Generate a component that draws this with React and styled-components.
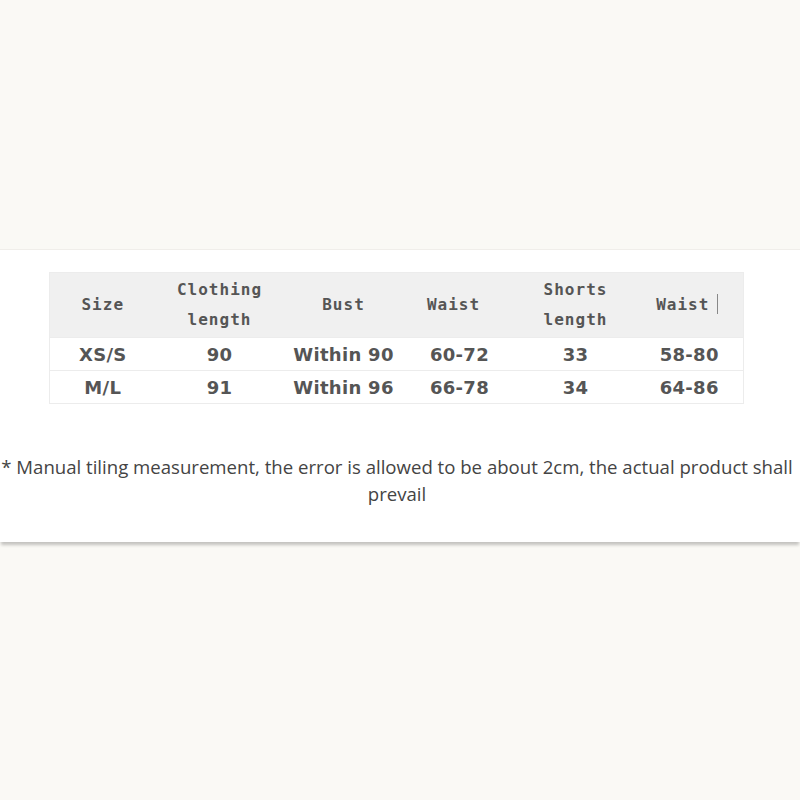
import React from "react";
import styled, { createGlobalStyle } from "styled-components";

const Global = createGlobalStyle`
  html, body { margin: 0; padding: 0; background: #faf9f5; }
  body { width: 800px; height: 800px; overflow: hidden; }
`;

const Page = styled.div`
  width: 800px;
  height: 800px;
  background: #faf9f5;
  padding-top: 249px;
  box-sizing: border-box;
`;

const Panel = styled.section`
  background: #ffffff;
  border-top: 1px solid #f0eeea;
  box-shadow: 0 4px 3px -1px rgba(0, 0, 0, 0.22);
  height: 293px;
  box-sizing: border-box;
  padding-top: 22px;
  display: flex;
  flex-direction: column;
`;

const Table = styled.table`
  margin-left: 49px;
  width: 694px;
  border-collapse: collapse;
  table-layout: fixed;
  border: 1px solid #ececec;
`;

const HeadRow = styled.tr`
  background: #f0f0f0;
  height: 65px;
`;

const Th = styled.th`
  font-family: "DejaVu Sans Mono", monospace;
  font-weight: bold;
  font-size: 16px;
  letter-spacing: 1px;
  line-height: 30px;
  color: #555;
  text-align: center;
  padding: 0;
  padding-right: ${(p) => p.$pr || 0}px;
  vertical-align: middle;
`;

const Cursor = styled.span`
  display: inline-block;
  width: 1px;
  height: 20px;
  background: #888;
  margin-left: 8px;
  vertical-align: -4px;
`;

const Row = styled.tr`
  height: 33px;
  border-top: 1px solid #ececec;
`;

const Td = styled.td`
  font-family: "DejaVu Sans", Verdana, sans-serif;
  font-weight: bold;
  font-size: 18px;
  letter-spacing: 0.3px;
  color: #555;
  text-align: center;
  padding: 0;
`;

const Note = styled.p`
  margin: 49px 0 0 -6px;
  font-family: "Open Sans", "Noto Sans", sans-serif;
  font-size: 18.6px;
  line-height: 27px;
  color: #444;
  text-align: center;
  width: 806px;
`;

const widths = [106, 128, 120, 112, 120, 108];

const rows = [
  ["XS/S", "90", "Within 90", "60-72", "33", "58-80"],
  ["M/L", "91", "Within 96", "66-78", "34", "64-86"],
];

export default function App() {
  return (
    <Page>
      <Global />
      <Panel>
        <Table>
          <colgroup>
            {widths.map((w, i) => (
              <col key={i} style={{ width: w }} />
            ))}
          </colgroup>
          <thead>
            <HeadRow>
              <Th>Size</Th>
              <Th>Clothing<br />length</Th>
              <Th>Bust</Th>
              <Th $pr={12}>Waist</Th>
              <Th>Shorts<br />length</Th>
              <Th $pr={4}>Waist<Cursor /></Th>
            </HeadRow>
          </thead>
          <tbody>
            {rows.map((r, i) => (
              <Row key={i}>
                {r.map((c, j) => (
                  <Td key={j}>{c}</Td>
                ))}
              </Row>
            ))}
          </tbody>
        </Table>
        <Note>
          * Manual tiling measurement, the error is allowed to be about 2cm, the actual product shall prevail
        </Note>
      </Panel>
    </Page>
  );
}
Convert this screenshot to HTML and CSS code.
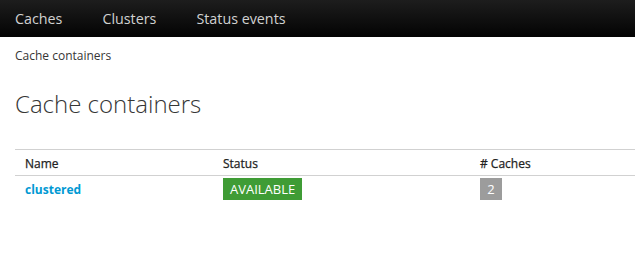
FILE: index.html
```html
<!DOCTYPE html>
<html lang="en">
<head>
  <meta charset="UTF-8">
  <title>Cache containers</title>
  <link rel="stylesheet" href="styles.css">
</head>
<body>
  <nav class="navbar">
    <a href="#">Caches</a>
    <a href="#">Clusters</a>
    <a href="#">Status events</a>
  </nav>

  <div class="content">
    <ol class="breadcrumb">
      <li>Cache containers</li>
    </ol>
    <h1>Cache containers</h1>

    <table class="containers">
      <thead>
        <tr>
          <th class="col-name">Name</th>
          <th class="col-status">Status</th>
          <th># Caches</th>
        </tr>
      </thead>
      <tbody>
        <tr>
          <td><a class="name-link" href="#">clustered</a></td>
          <td><span class="label-ok">AVAILABLE</span></td>
          <td><span class="badge">2</span></td>
        </tr>
      </tbody>
    </table>
  </div>
</body>
</html>
```

FILE: styles.css
```css
body {
  margin: 0;
  font-family: "Open Sans", "Liberation Sans", sans-serif;
  font-size: 12px;
  color: #363636;
  background: white;
  overflow: hidden;
}
.navbar {
  display: flex;
  height: 37px;
  align-items: center;
  background: linear-gradient(#1d1d1d, #030303);
  padding-left: 15px;
}
.navbar a {
  color: #d1d1d1;
  text-decoration: none;
  font-size: 14.3px;
  margin-right: 40px;
}
.content {
  padding-left: 15px;
  width: 700px;
}
.breadcrumb {
  list-style: none;
  margin: 11px 0 0;
  padding: 0;
  line-height: 16px;
}
h1 {
  margin: 26px 0 0;
  font-size: 24px;
  font-weight: 300;
  line-height: 28px;
}
.containers {
  margin-top: 31px;
  width: 100%;
  border-collapse: collapse;
  border-top: 1px solid #d1d1d1;
}
.containers th {
  text-align: left;
  font-weight: 400;
  color: #222;
  -webkit-text-stroke: 0.25px #222;
  padding: 5px 10px 3px;
  height: 17px;
  border-bottom: 1px solid #d1d1d1;
}
.containers td {
  padding: 2px 8px 0 10px;
  height: 22px;
}
.col-name {
  width: 178px;
}
.col-status {
  width: 237px;
}
.name-link {
  color: #0099d3;
  font-weight: 700;
  text-decoration: none;
}
.label-ok {
  display: inline-block;
  background: #3f9c35;
  color: white;
  font-size: 13px;
  line-height: 22px;
  padding: 0 7px;
}
.badge {
  display: inline-block;
  background: #9c9c9c;
  color: white;
  font-size: 13px;
  line-height: 22px;
  width: 22px;
  text-align: center;
}
```
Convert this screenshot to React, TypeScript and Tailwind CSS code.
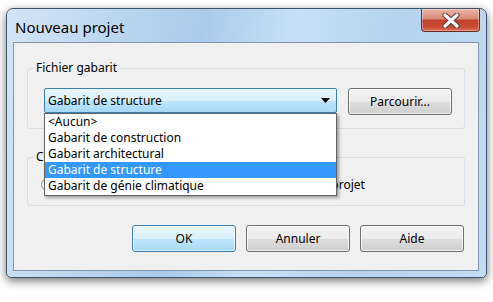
import React from "react";

const items = [
  "<Aucun>",
  "Gabarit de construction",
  "Gabarit architectural",
  "Gabarit de structure",
  "Gabarit de génie climatique",
];

function WinButton({ label, primary }: { label: string; primary?: boolean }) {
  return (
    <button
      className={
        primary
          ? "w-[104px] h-[27px] rounded-[3px] border border-[#3c7fb1] bg-[linear-gradient(#eaf6fd_0%,#d9f0fc_50%,#bee6fd_51%,#a7d9f5_100%)] shadow-[inset_0_0_0_1px_rgba(255,255,255,0.6)] text-[12px] text-black"
          : "w-[104px] h-[27px] rounded-[3px] border border-[#707070] bg-[linear-gradient(#f2f2f2_0%,#ebebeb_50%,#dddddd_51%,#cfcfcf_100%)] shadow-[inset_0_0_0_1px_rgba(255,255,255,0.7)] text-[12px] text-black"
      }
    >
      {label}
    </button>
  );
}

export default function App() {
  return (
    <div className="w-[493px] h-[302px] bg-white pt-[8px] pl-[6px] font-['Noto_Sans',sans-serif] overflow-hidden">
      <div className="w-[481px] h-[270px] flex flex-col rounded-t-[7px] rounded-b-[5px] border border-[#3f5368] bg-[linear-gradient(100deg,#d3e5f6_0%,#bcd7f0_20%,#a9cbea_38%,#c6e0f7_55%,#b5d3ef_75%,#c2dcf4_100%)] shadow-[0_3px_10px_rgba(0,0,0,0.55)]">
        {/* title bar */}
        <div className="h-[33px] flex justify-between items-start">
          <div className="pl-[8px] pt-[8px] text-[15px] leading-[20px] text-black">
            Nouveau projet
          </div>
          <div className="mr-[6px] w-[59px] h-[23px] rounded-b-[4px] border border-t-0 border-[#6e2a20] bg-[linear-gradient(#eab1a4_0%,#d98b79_45%,#c2432b_50%,#c84a30_80%,#d9705a_100%)] shadow-[inset_0_0_0_1px_rgba(255,255,255,0.35)] flex items-center justify-center">
            <svg width="20" height="15" viewBox="0 0 20 15">
              <path
                d="M4 2 L16 13 M16 2 L4 13"
                stroke="#5a3a36"
                strokeWidth="5.2"
                strokeLinecap="round"
              />
              <path
                d="M4 2 L16 13 M16 2 L4 13"
                stroke="#ffffff"
                strokeWidth="3.2"
                strokeLinecap="round"
              />
            </svg>
          </div>
        </div>

        {/* client area */}
        <div className="ml-[6px] w-[466px] h-[229px] border border-[#8096b0] bg-[#f0f0f0] flex flex-col text-[12px] text-black">
          <fieldset className="ml-[13px] mt-[17px] w-[438px] rounded-[3px] border border-[#d5dfe5]">
            <legend className="ml-[6px] px-[2px] leading-[16px]">Fichier gabarit</legend>
            <div className="flex items-start justify-between pl-[16px] pr-[12px] pt-[12px] pb-[13px]">
              <div className="relative">
                <div className="w-[293px] h-[25px] rounded-[2px] border border-[#3c7fb1] bg-[linear-gradient(#eaf6fd_0%,#d9f0fc_50%,#bee6fd_51%,#a7d9f5_100%)] flex items-center justify-between pl-[3px] pr-[6px]">
                  <span>Gabarit de structure</span>
                  <svg width="9" height="5" viewBox="0 0 9 5">
                    <path d="M0 0 H9 L4.5 5 Z" fill="#000" />
                  </svg>
                </div>
                <div className="absolute top-[25px] left-0 z-10 w-[293px] h-[83px] border border-[#646464] bg-white shadow-[2px_2px_3px_rgba(0,0,0,0.35)] flex flex-col">
                  {items.map((it) => (
                    <div
                      key={it}
                      className={
                        it === "Gabarit de structure"
                          ? "h-[16px] leading-[16px] pl-[3px] bg-[#3399ff] text-white"
                          : "h-[16px] leading-[16px] pl-[3px]"
                      }
                    >
                      {it}
                    </div>
                  ))}
                </div>
              </div>
              <WinButton label="Parcourir..." />
            </div>
          </fieldset>

          <fieldset className="ml-[13px] mt-[20px] w-[438px] rounded-[3px] border border-[#d5dfe5]">
            <legend className="ml-[6px] px-[2px] leading-[16px]">Créer un nouveau</legend>
            <div className="flex items-center h-[13px] mt-[13px] mb-[14px] pl-[13px]">
              <label className="w-[210px] flex items-center gap-[5px]">
                <span className="w-[13px] h-[13px] rounded-full border border-[#8c8c8c] bg-[linear-gradient(#e6e6e6,#ffffff)] flex items-center justify-center">
                  <span className="w-[5px] h-[5px] rounded-full bg-[#2a5c9a]" />
                </span>
                <span>Projet</span>
              </label>
              <label className="flex items-center gap-[5px]">
                <span className="w-[13px] h-[13px] rounded-full border border-[#8c8c8c] bg-[linear-gradient(#e6e6e6,#ffffff)]" />
                <span>Gabarit de projet</span>
              </label>
            </div>
          </fieldset>

          <div className="mt-[19px] pr-[14px] flex justify-end gap-[10px]">
            <WinButton label="OK" primary />
            <WinButton label="Annuler" />
            <WinButton label="Aide" />
          </div>
        </div>
      </div>
    </div>
  );
}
....
◆ INSTRUCTION ◆
Show every line in the entries where the string "screenshot" occurs.

◆ FINISHED ANSWER ◆
Convert this screenshot to HTML and CSS code.
Convert this screenshot to React, TypeScript and Tailwind CSS code.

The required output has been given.